Written instruction >>
Transcribe the whole listing below without changing a word, but leave out every image.

▼▼▼

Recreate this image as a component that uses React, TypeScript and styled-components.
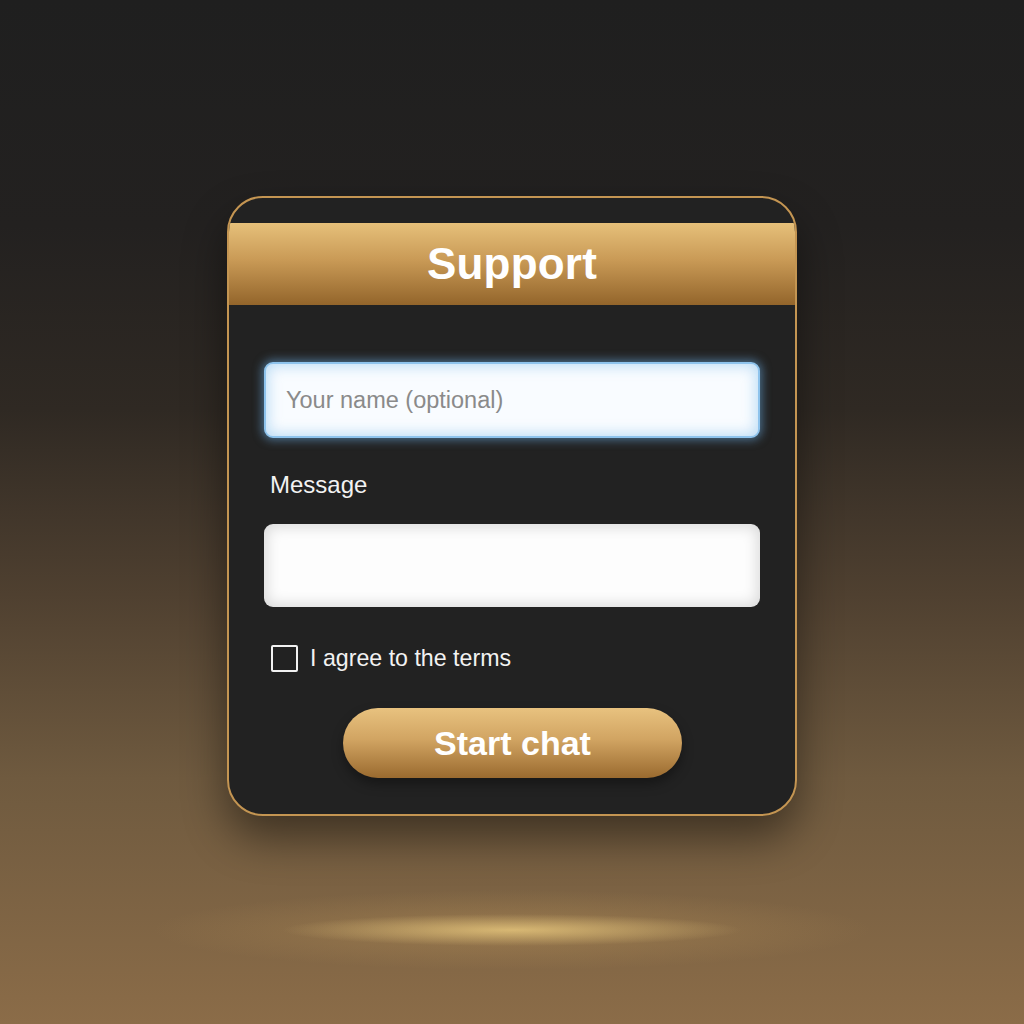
import styled, { createGlobalStyle } from "styled-components";

const GlobalStyle = createGlobalStyle`
  html, body {
    margin: 0;
    padding: 0;
  }
  body {
    font-family: "Liberation Sans", Arial, sans-serif;
  }
`;

const Page = styled.div`
  width: 1024px;
  height: 1024px;
  box-sizing: border-box;
  padding-top: 196px;
  display: flex;
  justify-content: center;
  align-items: flex-start;
  background:
    radial-gradient(ellipse 230px 16px at 512px 930px, rgba(236, 204, 128, 0.75), rgba(236, 204, 128, 0) 100%),
    radial-gradient(ellipse 360px 40px at 512px 930px, rgba(200, 160, 95, 0.35), rgba(200, 160, 95, 0) 100%),
    linear-gradient(180deg, #1f1f1f 0%, #232120 22%, #2f2923 40%, #4f4030 58%, #6f5a3f 76%, #8b6c48 100%);
`;

const Card = styled.div`
  width: 570px;
  height: 620px;
  box-sizing: border-box;
  border: 2px solid #c49552;
  border-radius: 36px;
  background: #222222;
  overflow: hidden;
  padding-top: 25px;
  display: flex;
  flex-direction: column;
  box-shadow: 0 22px 44px rgba(0, 0, 0, 0.45);
`;

const Header = styled.div`
  height: 82px;
  display: flex;
  align-items: center;
  justify-content: center;
  background: linear-gradient(180deg, #e6c07a 0%, #c99a56 45%, #93652b 100%);
  color: #ffffff;
  font-size: 44px;
  font-weight: 700;
  letter-spacing: 0.2px;
`;

const Body = styled.div`
  flex: 1;
  padding: 57px 35px 0;
  display: flex;
  flex-direction: column;
`;

const NameInput = styled.input`
  height: 76px;
  box-sizing: border-box;
  width: 100%;
  border: 2px solid #8ec3ec;
  border-radius: 9px;
  padding: 0 20px;
  font-family: "Liberation Sans", Arial, sans-serif;
  font-size: 23.5px;
  color: #333;
  background: #f9fcff;
  box-shadow:
    0 0 10px 2px rgba(110, 175, 230, 0.55),
    inset 0 0 14px 2px rgba(160, 205, 240, 0.7);
  outline: none;

  &::placeholder {
    color: #8a8a8a;
  }
`;

const Label = styled.div`
  margin-top: 34px;
  padding-left: 6px;
  line-height: 26px;
  color: #f2f2f2;
  font-size: 24px;
`;

const MessageInput = styled.textarea`
  margin-top: 26px;
  height: 83px;
  box-sizing: border-box;
  width: 100%;
  resize: none;
  border: none;
  border-radius: 9px;
  padding: 14px 20px;
  font-family: "Liberation Sans", Arial, sans-serif;
  font-size: 20px;
  background: #fdfdfd;
  box-shadow: inset 0 0 14px 3px rgba(0, 0, 0, 0.14);
  outline: none;
`;

const CheckRow = styled.label`
  margin-top: 38px;
  padding-left: 7px;
  display: flex;
  align-items: center;
  gap: 12px;
  color: #f2f2f2;
  font-size: 23.2px;
  line-height: 27px;
`;

const Box = styled.span`
  width: 27px;
  height: 27px;
  box-sizing: border-box;
  border: 2.5px solid #f2f2f2;
  border-radius: 2px;
  flex-shrink: 0;
`;

const ButtonRow = styled.div`
  margin-top: 36px;
  display: flex;
  justify-content: center;
  padding-left: 1px;
`;

const StartButton = styled.button`
  width: 339px;
  height: 70px;
  border: none;
  border-radius: 35px;
  background: linear-gradient(180deg, #e8c27f 0%, #d1a462 45%, #9a6a2f 100%);
  color: #ffffff;
  font-family: "Liberation Sans", Arial, sans-serif;
  font-size: 34px;
  font-weight: 700;
  box-shadow: 0 6px 12px rgba(0, 0, 0, 0.35);
  cursor: pointer;
`;

export default function App() {
  return (
    <Page>
      <GlobalStyle />
      <Card>
        <Header>Support</Header>
        <Body>
          <NameInput placeholder="Your name (optional)" />
          <Label>Message</Label>
          <MessageInput />
          <CheckRow>
            <Box />
            I agree to the terms
          </CheckRow>
          <ButtonRow>
            <StartButton>Start chat</StartButton>
          </ButtonRow>
        </Body>
      </Card>
    </Page>
  );
}
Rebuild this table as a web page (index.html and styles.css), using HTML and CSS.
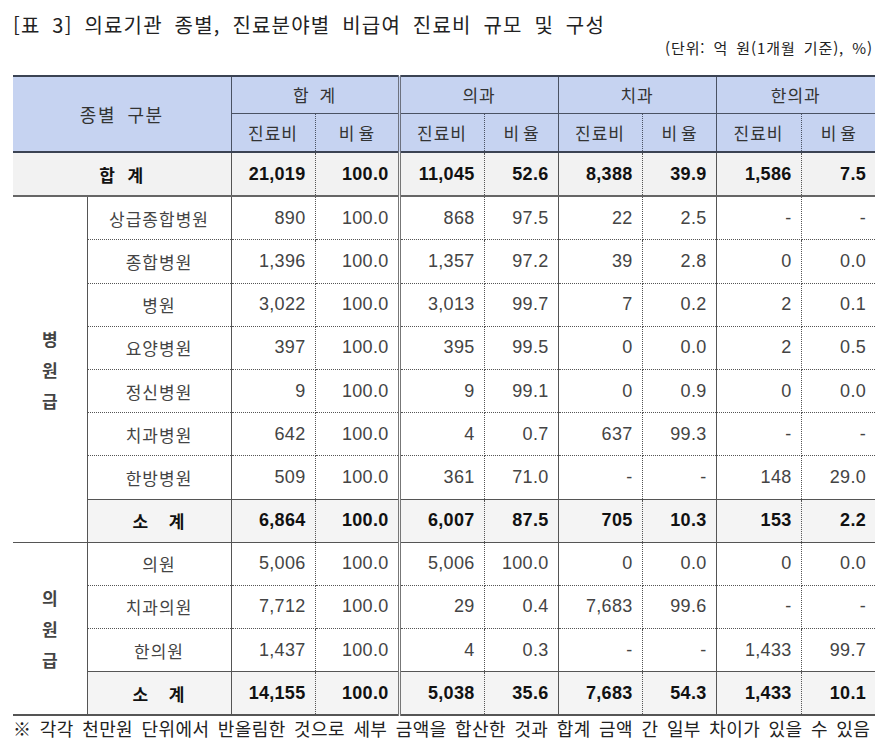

▲▲▲

Response to this exercise >>
Recreate this image as a component that uses React, TypeScript and styled-components.
import styled, { createGlobalStyle } from "styled-components";

const GlobalStyle = createGlobalStyle`
  html, body {
    margin: 0;
    padding: 0;
  }
  body {
    font-family: "Liberation Sans", Arial, sans-serif;
  }
`;

const Page = styled.div`
  width: 1024px;
  height: 1024px;
  box-sizing: border-box;
  padding-top: 196px;
  display: flex;
  justify-content: center;
  align-items: flex-start;
  background:
    radial-gradient(ellipse 230px 16px at 512px 930px, rgba(236, 204, 128, 0.75), rgba(236, 204, 128, 0) 100%),
    radial-gradient(ellipse 360px 40px at 512px 930px, rgba(200, 160, 95, 0.35), rgba(200, 160, 95, 0) 100%),
    linear-gradient(180deg, #1f1f1f 0%, #232120 22%, #2f2923 40%, #4f4030 58%, #6f5a3f 76%, #8b6c48 100%);
`;

const Card = styled.div`
  width: 570px;
  height: 620px;
  box-sizing: border-box;
  border: 2px solid #c49552;
  border-radius: 36px;
  background: #222222;
  overflow: hidden;
  padding-top: 25px;
  display: flex;
  flex-direction: column;
  box-shadow: 0 22px 44px rgba(0, 0, 0, 0.45);
`;

const Header = styled.div`
  height: 82px;
  display: flex;
  align-items: center;
  justify-content: center;
  background: linear-gradient(180deg, #e6c07a 0%, #c99a56 45%, #93652b 100%);
  color: #ffffff;
  font-size: 44px;
  font-weight: 700;
  letter-spacing: 0.2px;
`;

const Body = styled.div`
  flex: 1;
  padding: 57px 35px 0;
  display: flex;
  flex-direction: column;
`;

const NameInput = styled.input`
  height: 76px;
  box-sizing: border-box;
  width: 100%;
  border: 2px solid #8ec3ec;
  border-radius: 9px;
  padding: 0 20px;
  font-family: "Liberation Sans", Arial, sans-serif;
  font-size: 23.5px;
  color: #333;
  background: #f9fcff;
  box-shadow:
    0 0 10px 2px rgba(110, 175, 230, 0.55),
    inset 0 0 14px 2px rgba(160, 205, 240, 0.7);
  outline: none;

  &::placeholder {
    color: #8a8a8a;
  }
`;

const Label = styled.div`
  margin-top: 34px;
  padding-left: 6px;
  line-height: 26px;
  color: #f2f2f2;
  font-size: 24px;
`;

const MessageInput = styled.textarea`
  margin-top: 26px;
  height: 83px;
  box-sizing: border-box;
  width: 100%;
  resize: none;
  border: none;
  border-radius: 9px;
  padding: 14px 20px;
  font-family: "Liberation Sans", Arial, sans-serif;
  font-size: 20px;
  background: #fdfdfd;
  box-shadow: inset 0 0 14px 3px rgba(0, 0, 0, 0.14);
  outline: none;
`;

const CheckRow = styled.label`
  margin-top: 38px;
  padding-left: 7px;
  display: flex;
  align-items: center;
  gap: 12px;
  color: #f2f2f2;
  font-size: 23.2px;
  line-height: 27px;
`;

const Box = styled.span`
  width: 27px;
  height: 27px;
  box-sizing: border-box;
  border: 2.5px solid #f2f2f2;
  border-radius: 2px;
  flex-shrink: 0;
`;

const ButtonRow = styled.div`
  margin-top: 36px;
  display: flex;
  justify-content: center;
  padding-left: 1px;
`;

const StartButton = styled.button`
  width: 339px;
  height: 70px;
  border: none;
  border-radius: 35px;
  background: linear-gradient(180deg, #e8c27f 0%, #d1a462 45%, #9a6a2f 100%);
  color: #ffffff;
  font-family: "Liberation Sans", Arial, sans-serif;
  font-size: 34px;
  font-weight: 700;
  box-shadow: 0 6px 12px rgba(0, 0, 0, 0.35);
  cursor: pointer;
`;

export default function App() {
  return (
    <Page>
      <GlobalStyle />
      <Card>
        <Header>Support</Header>
        <Body>
          <NameInput placeholder="Your name (optional)" />
          <Label>Message</Label>
          <MessageInput />
          <CheckRow>
            <Box />
            I agree to the terms
          </CheckRow>
          <ButtonRow>
            <StartButton>Start chat</StartButton>
          </ButtonRow>
        </Body>
      </Card>
    </Page>
  );
}
Rebuild this table as a web page (index.html and styles.css), using HTML and CSS.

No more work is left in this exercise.